A loan consolidation may seem attractive if you are struggling to pay your debts each month. You may find that the minimum payments on your debts add up to more than you have left over each month after paying your mortgage, car loan, utilities, and living expenses. If you could lower the monthly payments on your credit cards, personal loans, and other debts, you could afford to pay your bills each month. Loan consolidation companies offer you a way to do that; however, it does come at a price.
In a loan consolidation, you borrow money from a lender to pay off your other debts. By combining your debts into one loan, you can often lower your monthly payment. Having one debt payment each month that is lower than the combined minimum payments on the separate accounts is easier to manage. In some cases, the interest rate on the loan consolidation is lower than some or all of the individual accounts. However, loan consolidations have both advantages and disadvantages depending on the person's overall financial situation.
If the loan consolidation offers a lower monthly payment and a lower interest rate, then a loan consolidation may be right for you if you can afford the payment each month without struggling to pay all of your expenses.
One thing you must be careful to review is the terms of the loan consolidation. To get a lower monthly payment, the loan consolidation company extends the term of the loan over a longer period of time than most, if not all, of your other debts. Even at a lower interest rate, you may be paying more money over time than if you resolved your debt in another way. Furthermore, you need to pay careful attention to the fees and costs of the loan consolidation. The lender may charge substantial fees and costs for the loan consolidation — some lenders "finance" these costs. This will substantially increase the debt you owe. Instead of resolving your debt problem, you are adding more debt.
A loan consolidation that requires you to use collateral to secure the loan is never a wise choice to resolve debt. You are taking unsecured debts (i.e. medical bills, credit cards, personal loans, etc.) and turning those debts into a secured debt (i.e. mortgage or equity line). If you default on the loan consolidation, the lender will foreclose and you will lose your home. When you are struggling to pay your debts, a loan consolidation may not help you resolve your problem — if you do not have sufficient income to pay your debts now, lumping them into one payment will not change your income problem. There may be a better alternative to resolve your debt problem.
Before you decide to apply for a loan consolidation, consult with one of our bankruptcy attorneys.

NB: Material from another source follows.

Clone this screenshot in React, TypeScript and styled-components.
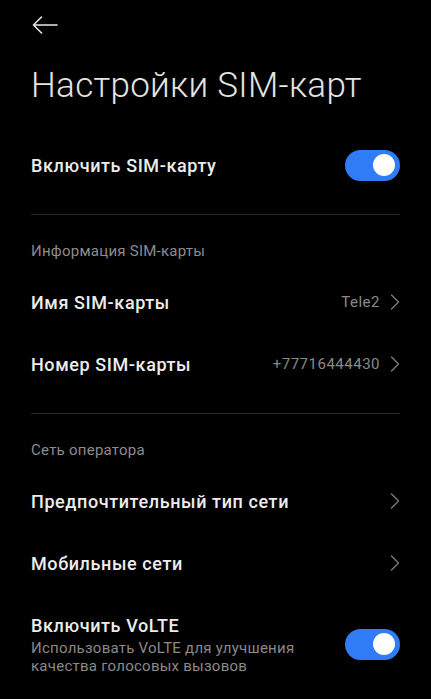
import styled, { createGlobalStyle } from "styled-components";

const GlobalStyle = createGlobalStyle`
    html, body {
        margin: 0;
        padding: 0;
        background: #000000;
    }
    body {
        font-family: Roboto, "Noto Sans", "Liberation Sans", sans-serif;
        -webkit-font-smoothing: antialiased;
    }
`;

const Screen = styled.div`
    width: 431px;
    min-height: 699px;
    background: #000000;
    color: #ececec;
    padding: 0 31px;
    box-sizing: border-box;
    overflow: hidden;
`;

const Header = styled.div`
    height: 50px;
    display: flex;
    align-items: center;
`;

const BackButton = styled.button`
    background: none;
    border: none;
    padding: 0;
    margin-left: 1px;
    display: flex;
    align-items: center;
    color: #e6e6e6;
    cursor: pointer;
`;

const Title = styled.h1`
    margin: 14px 0 0;
    font-size: 35px;
    line-height: 44px;
    font-weight: 300;
    color: #e4e4e4;
    letter-spacing: 0.3px;
`;

const Row = styled.div`
    height: 62px;
    display: flex;
    align-items: center;
    justify-content: space-between;
`;

const FirstRow = styled(Row)`
    margin-top: 26px;
`;

const Label = styled.span`
    font-size: 18px;
    font-weight: 500;
    letter-spacing: 0.6px;
    color: #ececec;
`;

const Value = styled.span`
    display: flex;
    align-items: center;
    gap: 10px;
    font-size: 15px;
    letter-spacing: 0.5px;
    color: #8a8a8a;
`;

const Divider = styled.hr`
    margin: 18px 0 0;
    border: none;
    height: 1px;
    background: #262626;
`;

const SectionHeader = styled.div`
    margin-top: 16px;
    height: 40px;
    display: flex;
    align-items: center;
    font-size: 15px;
    letter-spacing: 0.25px;
    color: #8c8c8c;
`;

const SwitchRow = styled.div`
    padding-top: 19px;
    display: flex;
    align-items: center;
    justify-content: space-between;
`;

const TextBlock = styled.div`
    max-width: 285px;
    display: flex;
    flex-direction: column;
`;

const RowTitle = styled.span`
    font-size: 18px;
    font-weight: 500;
    line-height: 26px;
    letter-spacing: 0.6px;
    color: #ececec;
`;

const RowSubtitle = styled.span`
    font-size: 15px;
    line-height: 18px;
    letter-spacing: 0.25px;
    color: #8a8a8a;
`;

const Track = styled.div<{ $on: boolean }>`
    width: 55px;
    height: 31px;
    border-radius: 16px;
    background: ${(p) => (p.$on ? "#2f7cf6" : "#3a3a3a")};
    display: flex;
    align-items: center;
    justify-content: ${(p) => (p.$on ? "flex-end" : "flex-start")};
    padding: 0 5px;
    box-sizing: border-box;
    flex-shrink: 0;
`;

const Knob = styled.div`
    width: 22px;
    height: 22px;
    border-radius: 50%;
    background: #ffffff;
`;

function Toggle({ on }: { on: boolean }) {
    return (
        <Track $on={on}>
            <Knob />
        </Track>
    );
}

function Chevron() {
    return (
        <svg width="10" height="16" viewBox="0 0 10 16" fill="none">
            <polyline
                points="1.5,1 8.5,8 1.5,15"
                stroke="#7a7a7a"
                strokeWidth="1.4"
                strokeLinecap="round"
                strokeLinejoin="round"
            />
        </svg>
    );
}

function BackArrow() {
    return (
        <svg width="26" height="18" viewBox="0 0 26 18" fill="none">
            <path
                d="M25 9H1.5M9.5 1L1.5 9L9.5 17"
                stroke="currentColor"
                strokeWidth="1.6"
                strokeLinecap="round"
                strokeLinejoin="round"
            />
        </svg>
    );
}

function LinkRow({ label, value }: { label: string; value?: string }) {
    return (
        <Row>
            <Label>{label}</Label>
            <Value>
                {value}
                <Chevron />
            </Value>
        </Row>
    );
}

export default function App() {
    return (
        <>
            <GlobalStyle />
            <Screen>
                <Header>
                    <BackButton aria-label="Назад">
                        <BackArrow />
                    </BackButton>
                </Header>
                <Title>Настройки SIM-карт</Title>

                <FirstRow>
                    <Label>Включить SIM-карту</Label>
                    <Toggle on />
                </FirstRow>

                <Divider />
                <SectionHeader>Информация SIM-карты</SectionHeader>
                <LinkRow label="Имя SIM-карты" value="Tele2" />
                <LinkRow label="Номер SIM-карты" value="+77716444430" />

                <Divider />
                <SectionHeader>Сеть оператора</SectionHeader>
                <LinkRow label="Предпочтительный тип сети" />
                <LinkRow label="Мобильные сети" />

                <SwitchRow>
                    <TextBlock>
                        <RowTitle>Включить VoLTE</RowTitle>
                        <RowSubtitle>
                            Использовать VoLTE для улучшения качества голосовых
                            вызовов
                        </RowSubtitle>
                    </TextBlock>
                    <Toggle on />
                </SwitchRow>
            </Screen>
        </>
    );
}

Filing bankruptcy may be a better alternative depending on your financial situation. You may be able to eliminate most, if not all, of your debts without putting your home, car, and other assets at risk. By discharging your debts, you get an immediate fresh start without the burden of a loan consolidation hanging over your head for 10, 15, or even 20 years. If you are struggling to pay your debts, a bankruptcy filing can provide you with the relief you need to recover from a financial crisis and rebuild your finances for a better future.